Furthermore, analysis from Bloomberg Intelligence estimated that in 2021, China will contribute about 20 per cent to ESG funds in Asia. the report stated that the dominance will be pointed to the country’s push for electric vehicles and renewable energy, which will spark additional fund flows into the sector. JP Morgan, in its forecast and further giving credence to the projection by Bloomberg analysis, puts it that Asia’s sustainability funds which doubled in 2020, will be doubled again in 2021; stating that South Korea, Japan and China are among countries that have committed to achieving net-zero carbon emissions. China’s target for reaching carbon neutrality is the year 2060 while South Korea and Japan are targeting 2050.
According to the forecast by JP Morgan in the report, to achieve its target, China will have to cut its reliance on coal. From the current share of 60 per cent, coal use should drop to 2 per cent or 3 per cent while renewable power capacity should grow significantly. In the next five years, China’s solar power generation will double. China is currently rated as the world’s top greenhouse gas emitter, accounting for a 28 per cent share of worldwide emissions. Its emissions are higher than those of the US and the European Union combined.
Whereas, Morningstar in its analyzed data stated that in 2020, new investments into ESG funds hit a new record high of $51.1 billion in the US. This figure is now more doubled when compared to the amount recorded in 2019 and the fifth straight year of record annual growth. However, in 2019, market investors’ investment into ESG poured $21 billion into related funds. A year later, investments in sustainable funds accounted for about 25 per cent of all money flowing into stock and bond mutual funds. That was a remarkable jump from a mere 1 per cent in 2014.
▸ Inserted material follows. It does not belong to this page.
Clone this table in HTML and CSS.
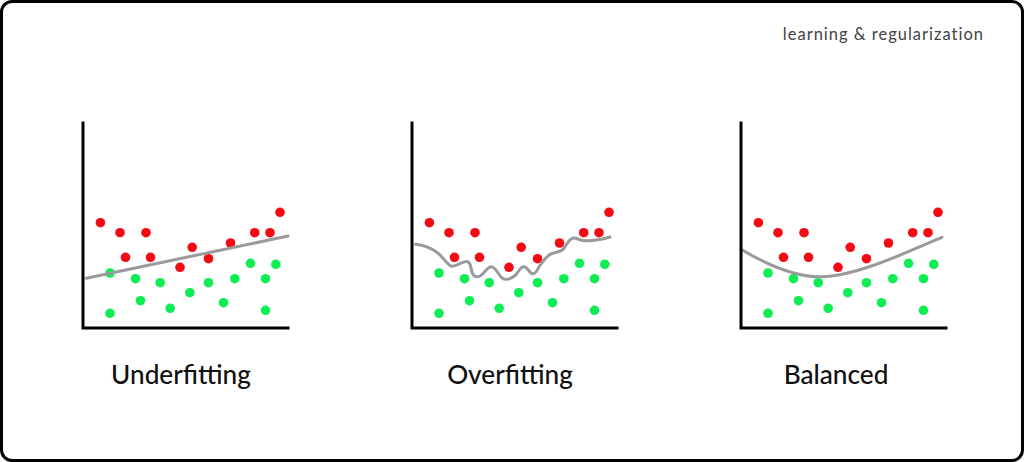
FILE: index.html
```html
<!DOCTYPE html>
<html lang="en">
<head>
<meta charset="utf-8">
<title>Learning &amp; regularization</title>
<link rel="stylesheet" href="styles.css">
</head>
<body>
<div class="frame">
  <div class="tag">learning &amp; regularization</div>
  <div class="plots">
    <figure class="plot">
      <svg class="chart" width="220" height="215" viewBox="0 0 220 215">
        <g class="red">
          <circle cx="29.4" cy="104.7" r="4.8"/><circle cx="49" cy="114.7" r="4.8"/><circle cx="75" cy="114.7" r="4.8"/>
          <circle cx="54.5" cy="139.3" r="4.8"/><circle cx="79.5" cy="139.3" r="4.8"/><circle cx="121.2" cy="129.3" r="4.8"/>
          <circle cx="109" cy="149.3" r="4.8"/><circle cx="137.5" cy="140.7" r="4.8"/><circle cx="159.5" cy="125" r="4.8"/>
          <circle cx="183.7" cy="114.7" r="4.8"/><circle cx="199" cy="114.7" r="4.8"/><circle cx="209" cy="94.3" r="4.8"/>
        </g>
        <g class="green">
          <circle cx="39" cy="155" r="4.8"/><circle cx="64.5" cy="160.7" r="4.8"/><circle cx="89.2" cy="164.7" r="4.8"/>
          <circle cx="118.8" cy="174.7" r="4.8"/><circle cx="137.5" cy="164.7" r="4.8"/><circle cx="163.8" cy="160.7" r="4.8"/>
          <circle cx="179.5" cy="145.3" r="4.8"/><circle cx="204.8" cy="146.3" r="4.8"/><circle cx="194.5" cy="160.7" r="4.8"/>
          <circle cx="69.5" cy="182.7" r="4.8"/><circle cx="99.2" cy="190.3" r="4.8"/><circle cx="152.5" cy="184.7" r="4.8"/>
          <circle cx="39" cy="195.3" r="4.8"/><circle cx="194.5" cy="192.3" r="4.8"/>
        </g>
        <path class="fit" d="M15.3 160.3 L217 118"/>
        <path class="axis" d="M12 5 V210 H217"/>
      </svg>
      <figcaption class="label">Underfitting</figcaption>
    </figure>
    <figure class="plot">
      <svg class="chart" width="220" height="215" viewBox="0 0 220 215">
        <g class="red">
          <circle cx="29.4" cy="104.7" r="4.8"/><circle cx="49" cy="114.7" r="4.8"/><circle cx="75" cy="114.7" r="4.8"/>
          <circle cx="54.5" cy="139.3" r="4.8"/><circle cx="79.5" cy="139.3" r="4.8"/><circle cx="121.2" cy="129.3" r="4.8"/>
          <circle cx="109" cy="149.3" r="4.8"/><circle cx="137.5" cy="140.7" r="4.8"/><circle cx="159.5" cy="125" r="4.8"/>
          <circle cx="183.7" cy="114.7" r="4.8"/><circle cx="199" cy="114.7" r="4.8"/><circle cx="209" cy="94.3" r="4.8"/>
        </g>
        <g class="green">
          <circle cx="39" cy="155" r="4.8"/><circle cx="64.5" cy="160.7" r="4.8"/><circle cx="89.2" cy="164.7" r="4.8"/>
          <circle cx="118.8" cy="174.7" r="4.8"/><circle cx="137.5" cy="164.7" r="4.8"/><circle cx="163.8" cy="160.7" r="4.8"/>
          <circle cx="179.5" cy="145.3" r="4.8"/><circle cx="204.8" cy="146.3" r="4.8"/><circle cx="194.5" cy="160.7" r="4.8"/>
          <circle cx="69.5" cy="182.7" r="4.8"/><circle cx="99.2" cy="190.3" r="4.8"/><circle cx="152.5" cy="184.7" r="4.8"/>
          <circle cx="39" cy="195.3" r="4.8"/><circle cx="194.5" cy="192.3" r="4.8"/>
        </g>
        <path class="fit" d="M15.7 126.3 C22 127 30 129 37.4 134.7 C42 138 46 145 50.7 148 C55 150 62 143 67 143.5 C71 144 70.5 150 72.4 155.3 C74 159 77 159.5 80 158 C84 156 87 149 91 148.7 C96 148.5 98 157 102.4 160.3 C106 163 112 160 115.7 157 C119 153 120.5 148.5 124 148.7 C128 149 129.5 156 133 155.8 C137 155.5 138 149 141 146 C145 141 147 137.5 151 136 C156 134 160 134 163 131.5 C166 128 168 122 172.4 120.3 C176 119 178 122 183 122.5 C190 123.5 196 122 201 121.3 C205 120.6 208 119.6 210 119"/>
        <path class="axis" d="M12 5 V210 H217"/>
      </svg>
      <figcaption class="label">Overfitting</figcaption>
    </figure>
    <figure class="plot">
      <svg class="chart" width="220" height="215" viewBox="0 0 220 215">
        <g class="red">
          <circle cx="29.4" cy="104.7" r="4.8"/><circle cx="49" cy="114.7" r="4.8"/><circle cx="75" cy="114.7" r="4.8"/>
          <circle cx="54.5" cy="139.3" r="4.8"/><circle cx="79.5" cy="139.3" r="4.8"/><circle cx="121.2" cy="129.3" r="4.8"/>
          <circle cx="109" cy="149.3" r="4.8"/><circle cx="137.5" cy="140.7" r="4.8"/><circle cx="159.5" cy="125" r="4.8"/>
          <circle cx="183.7" cy="114.7" r="4.8"/><circle cx="199" cy="114.7" r="4.8"/><circle cx="209" cy="94.3" r="4.8"/>
        </g>
        <g class="green">
          <circle cx="39" cy="155" r="4.8"/><circle cx="64.5" cy="160.7" r="4.8"/><circle cx="89.2" cy="164.7" r="4.8"/>
          <circle cx="118.8" cy="174.7" r="4.8"/><circle cx="137.5" cy="164.7" r="4.8"/><circle cx="163.8" cy="160.7" r="4.8"/>
          <circle cx="179.5" cy="145.3" r="4.8"/><circle cx="204.8" cy="146.3" r="4.8"/><circle cx="194.5" cy="160.7" r="4.8"/>
          <circle cx="69.5" cy="182.7" r="4.8"/><circle cx="99.2" cy="190.3" r="4.8"/><circle cx="152.5" cy="184.7" r="4.8"/>
          <circle cx="39" cy="195.3" r="4.8"/><circle cx="194.5" cy="192.3" r="4.8"/>
        </g>
        <path class="fit" d="M12 131.3 C40 148 68 160 95 158.7 C128 157 172 137 213 119.3"/>
        <path class="axis" d="M12 5 V210 H217"/>
      </svg>
      <figcaption class="label label-narrow">Balanced</figcaption>
    </figure>
  </div>
</div>
</body>
</html>
```

FILE: styles.css
```css
html, body {
  margin: 0;
  padding: 0;
  background: #fff;
}

body {
  font-family: "Lato", "Noto Sans", "DejaVu Sans", sans-serif;
}

.frame {
  box-sizing: border-box;
  width: 1024px;
  height: 462px;
  border: 3px solid #000;
  border-radius: 12px;
  padding: 21px 38px 0 0;
  display: flex;
  flex-direction: column;
  overflow: hidden;
}

.tag {
  align-self: flex-end;
  font-size: 16.5px;
  line-height: 20px;
  color: #444;
  letter-spacing: 1px;
  margin-right: -1px;
}

.plots {
  display: flex;
  gap: 109px;
  padding-left: 68px;
  margin-top: 74px;
}

.plot {
  margin: 0;
  width: 220px;
  display: flex;
  flex-direction: column;
  align-items: center;
}

.chart {
  display: block;
}

.red circle {
  fill: #f50a14;
}

.green circle {
  fill: #10ec54;
}

.fit {
  fill: none;
  stroke: #9a9a9a;
  stroke-width: 3;
  stroke-linecap: round;
  stroke-linejoin: round;
}

.axis {
  fill: none;
  stroke: #000;
  stroke-width: 3;
  stroke-linecap: square;
  stroke-linejoin: miter;
}

.label {
  margin-top: 25px;
  font-size: 26.2px;
  line-height: 32px;
  color: #111;
  font-weight: 500;
}

.label-narrow {
  margin-right: 6px;
}
```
Meanwhile, Refinitive in a report pointed that total assets under management in the US that triggered ESG factors to rise to $5 trillion with the space of 2 years which was majorly driven by the growing interest by younger generations in issues on climate change amongst other factors as investors have a wide range of options now than they had before. While over the previous 10 years to 2020, there was almost a fourfold increase during the period as the US investors had access to over 400 sustainable funds which grew by 30 per cent from last years.